Тут меня рассмешили в очередной раз. Только я собрался в Польшу на театральный фестиваль в средневековый городок Торунь — звонок. Вкрадчивый женский голос приглашает-уговаривает прийти 26 мая в ГУМ на торжественный обед, где объявят шорт-лист премии "Большая книга".

 

(А я — в тамошнем лонг-листе с дилогией "День опричника—Сахарный Кремль".) Отвечаю даме честно: "Извините, не смогу, улетаю, билеты, гостиница и т. д." "Очень жаль!" — сокрушается она. "Мне тоже, — говорю, — но поймите, на фестиваль привезут две мои пьесы, ждут автора". — "Очень, очень жаль". Короче, улетел в Польшу. А поздним вечером 26-го звонит из Москвы приятель: "Володя, они тебя не включили в шорт-лист. Забздели!" Сидя на берегу ночной, освещенной мерцающими огоньками Вислы за рюмкой зубровки, я рассмеялся.

Мои отношения с родными литпремиями тянутся аж с первого "Букера", в шорт-лист которого попали "Сердца четырех". Четыре раза попадал я в шорт-листы наших премий с весьма неслабыми вещами, и четыре раза толстожурнальная туса ложилась костьми с воем: "Кому угодно, только не Сорокину!"

Кто-то из критиков точно подметил, что российские литературные награды вручаются по принципу "кому не дать". А началась эта патология с того самого русского "Букера", которого наивные англичане отдали в руки той самой толстожурнальной, безнадежно провинциальной совковой тусы, состоящей из истеричных критикесс, растративших женственность в редакционных интригах, пьяновато-замшелых главредов, эстетически заскорузлых писателей-шестидесятников и выращенных ими младошестидесятников, поросли довольно бездарной, лишенной настоящего литературного чутья, но наделенной звериной ненавистью ко всему, что не вписывается в их представление о литературном процессе.

Помню, как на первом "Букере" эта поросль радостно завопила "ура!", когда объявили победителя: М. Харитонов, "Сундучок Милошевича". По наивности, я тогда удивился: чего они так вопят? Роман-то посредственный. Но они и вопили победе посредственности как принципу. То есть приветствовали себе подобных. И принцип этот с тех пор был запущен: число бездарей, получивших наши литпремии, весьма велико. Их "выдающиеся" романы благополучно канули в Лету, вместе с тем самым "Сундучком", утянувшим их на дно. Имена их авторов затягивает ряской. А с нынешней «Большой книгой» вообще смешно: в шорт-лист не попала вещь, которую в наших СМИ не обсуждал только ленивый, а разговоры о ее актуальности стали общим местом. Березовский процитировал "День опричника" в письме к Путину. И вот, ура, нет в шорт-листе! Испугались? Или опять все тот же принцип посредственности: кому угодно, только не этому…
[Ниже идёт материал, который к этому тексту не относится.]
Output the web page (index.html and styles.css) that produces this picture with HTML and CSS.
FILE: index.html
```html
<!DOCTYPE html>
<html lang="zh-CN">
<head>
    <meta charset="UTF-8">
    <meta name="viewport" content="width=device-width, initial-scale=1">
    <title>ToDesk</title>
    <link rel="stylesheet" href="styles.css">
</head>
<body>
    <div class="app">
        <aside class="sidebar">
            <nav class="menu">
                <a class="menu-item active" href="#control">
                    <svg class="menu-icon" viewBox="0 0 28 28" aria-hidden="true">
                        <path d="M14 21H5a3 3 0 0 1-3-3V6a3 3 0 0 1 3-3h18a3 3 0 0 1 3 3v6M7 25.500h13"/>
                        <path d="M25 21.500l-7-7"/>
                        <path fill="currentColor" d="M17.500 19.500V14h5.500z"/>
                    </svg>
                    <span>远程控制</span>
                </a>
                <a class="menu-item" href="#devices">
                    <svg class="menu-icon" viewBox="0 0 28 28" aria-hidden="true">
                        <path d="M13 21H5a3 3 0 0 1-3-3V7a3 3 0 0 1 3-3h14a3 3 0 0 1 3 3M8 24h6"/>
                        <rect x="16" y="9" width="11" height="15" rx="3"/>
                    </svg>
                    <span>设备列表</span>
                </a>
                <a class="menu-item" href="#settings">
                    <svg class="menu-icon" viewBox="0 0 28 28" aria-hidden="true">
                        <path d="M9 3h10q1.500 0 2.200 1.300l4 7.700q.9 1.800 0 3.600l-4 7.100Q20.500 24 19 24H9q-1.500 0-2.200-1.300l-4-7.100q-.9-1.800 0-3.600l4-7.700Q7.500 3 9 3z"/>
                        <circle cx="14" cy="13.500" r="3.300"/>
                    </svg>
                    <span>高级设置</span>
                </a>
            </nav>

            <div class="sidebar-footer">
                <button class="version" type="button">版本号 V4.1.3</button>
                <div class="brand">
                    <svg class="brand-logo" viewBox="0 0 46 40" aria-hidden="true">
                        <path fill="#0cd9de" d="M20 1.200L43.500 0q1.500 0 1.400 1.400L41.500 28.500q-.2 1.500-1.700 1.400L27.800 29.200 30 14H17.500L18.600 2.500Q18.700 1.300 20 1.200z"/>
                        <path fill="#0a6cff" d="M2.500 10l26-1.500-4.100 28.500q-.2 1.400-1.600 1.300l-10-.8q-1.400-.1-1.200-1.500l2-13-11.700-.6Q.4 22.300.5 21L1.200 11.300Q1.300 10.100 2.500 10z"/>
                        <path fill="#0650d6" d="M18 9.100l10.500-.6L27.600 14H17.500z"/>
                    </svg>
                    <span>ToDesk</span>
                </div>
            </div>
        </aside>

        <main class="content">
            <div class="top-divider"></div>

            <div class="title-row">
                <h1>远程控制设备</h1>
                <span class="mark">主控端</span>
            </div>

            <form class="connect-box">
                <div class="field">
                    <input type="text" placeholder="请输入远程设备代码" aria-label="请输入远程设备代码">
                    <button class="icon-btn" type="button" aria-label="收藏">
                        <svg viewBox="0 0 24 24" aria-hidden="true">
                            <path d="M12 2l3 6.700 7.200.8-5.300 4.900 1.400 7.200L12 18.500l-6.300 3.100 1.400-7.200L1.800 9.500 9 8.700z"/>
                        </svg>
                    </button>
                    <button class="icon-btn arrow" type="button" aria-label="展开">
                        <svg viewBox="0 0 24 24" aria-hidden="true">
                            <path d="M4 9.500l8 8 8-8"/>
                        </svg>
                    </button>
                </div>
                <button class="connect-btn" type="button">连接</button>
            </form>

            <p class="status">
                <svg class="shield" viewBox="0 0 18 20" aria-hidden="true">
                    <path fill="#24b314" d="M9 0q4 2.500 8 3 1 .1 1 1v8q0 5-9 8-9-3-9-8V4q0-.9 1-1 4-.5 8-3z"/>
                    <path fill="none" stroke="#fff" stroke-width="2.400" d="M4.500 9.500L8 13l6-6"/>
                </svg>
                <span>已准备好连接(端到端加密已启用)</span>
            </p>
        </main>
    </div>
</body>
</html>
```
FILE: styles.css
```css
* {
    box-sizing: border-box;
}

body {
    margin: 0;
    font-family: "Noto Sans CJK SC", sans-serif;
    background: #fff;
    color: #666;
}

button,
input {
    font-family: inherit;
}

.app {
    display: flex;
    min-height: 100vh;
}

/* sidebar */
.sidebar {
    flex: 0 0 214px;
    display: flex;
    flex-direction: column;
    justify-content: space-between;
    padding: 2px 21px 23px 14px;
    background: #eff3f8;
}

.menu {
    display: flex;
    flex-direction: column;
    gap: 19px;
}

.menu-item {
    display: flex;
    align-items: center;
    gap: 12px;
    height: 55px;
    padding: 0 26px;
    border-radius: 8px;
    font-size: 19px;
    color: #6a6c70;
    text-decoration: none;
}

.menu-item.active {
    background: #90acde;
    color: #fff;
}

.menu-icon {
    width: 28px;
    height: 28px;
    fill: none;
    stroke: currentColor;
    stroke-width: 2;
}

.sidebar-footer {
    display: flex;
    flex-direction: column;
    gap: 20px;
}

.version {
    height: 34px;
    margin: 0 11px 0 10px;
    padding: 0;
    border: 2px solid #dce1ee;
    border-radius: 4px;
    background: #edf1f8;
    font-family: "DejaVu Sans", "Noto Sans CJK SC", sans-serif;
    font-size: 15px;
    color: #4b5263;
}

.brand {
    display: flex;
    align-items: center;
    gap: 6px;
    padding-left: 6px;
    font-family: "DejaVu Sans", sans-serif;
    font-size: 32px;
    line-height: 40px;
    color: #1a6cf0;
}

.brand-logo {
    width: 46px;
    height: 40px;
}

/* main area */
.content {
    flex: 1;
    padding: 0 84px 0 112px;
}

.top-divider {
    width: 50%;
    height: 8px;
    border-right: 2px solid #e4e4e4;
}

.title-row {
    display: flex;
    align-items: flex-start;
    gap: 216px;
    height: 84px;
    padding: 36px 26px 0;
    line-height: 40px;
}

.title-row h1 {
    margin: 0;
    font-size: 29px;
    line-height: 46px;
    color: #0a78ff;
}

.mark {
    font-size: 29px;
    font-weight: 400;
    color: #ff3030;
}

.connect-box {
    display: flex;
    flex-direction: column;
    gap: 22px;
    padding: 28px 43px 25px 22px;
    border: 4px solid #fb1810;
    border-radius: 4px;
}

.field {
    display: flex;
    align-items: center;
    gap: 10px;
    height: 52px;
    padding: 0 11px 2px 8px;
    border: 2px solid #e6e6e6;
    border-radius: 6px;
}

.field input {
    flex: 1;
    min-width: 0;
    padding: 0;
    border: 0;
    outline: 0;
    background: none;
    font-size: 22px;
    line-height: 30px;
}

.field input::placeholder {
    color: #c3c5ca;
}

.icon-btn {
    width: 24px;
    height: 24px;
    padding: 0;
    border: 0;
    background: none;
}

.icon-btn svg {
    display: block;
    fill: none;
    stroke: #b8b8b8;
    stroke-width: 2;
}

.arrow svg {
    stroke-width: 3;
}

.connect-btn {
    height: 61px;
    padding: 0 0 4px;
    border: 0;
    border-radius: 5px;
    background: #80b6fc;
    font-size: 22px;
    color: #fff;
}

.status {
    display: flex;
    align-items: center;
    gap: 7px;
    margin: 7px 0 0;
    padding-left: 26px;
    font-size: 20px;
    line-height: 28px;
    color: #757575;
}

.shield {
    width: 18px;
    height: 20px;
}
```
Но меня больше всего смешит в этой истории приглашение на торжественный обед: зачем звали-то? Просто поглумиться? "Во-о-он сидит этот Сорокин, которому в очередной раз показали шиш. А он, мудило, приперся! Га-га-га!" Или все решилось в последний момент, по мановению властной руки? Или спонсоры-олигархи решили подстраховаться? Или чиновники-кураторы? В такой логике есть свой резон, а как же. Встретит дядя Вова в Кремле, спросит: "А кому это вы, ребята, вашу премию решили дать? Наши его книги замочили в сортире, а вы их сушите? Вы, значит, не наши? Вы чего?" — "Да мы ничего…" В общем, вся история сия сильно отдает провинциализмом. От нее попахивает. Дурно. Мелкотравчатостью. Убожеством. Холопством. И конечно — родным совком. Тем самым, мутирующим, ищущим новых воплощений. Троечники. Троечники наверху, троечники внизу. И четверку они уже никогда не получат…

А в Польше было замечательно: прекрасная погода, красивый город, красивые женщины, хороший фестиваль, интересные постановки со всей Европы: Брук, Марталер, Ван Хов, Бояков, Помрат. Умная публика, умные критики. Мою пьесу "Капитал" в постановке Эдуарда Боякова приняли прекрасно, а феерическая постановка "Льда" венгром Корнелем Мундруско, завершившаяся демонстрацией телерекламы оздоровительного комплекса ICE, вызвала бурную и интересную дискуссию о границах театра. Было интересно. И современно. Хотя и происходило все в маленьком провинциальном городке.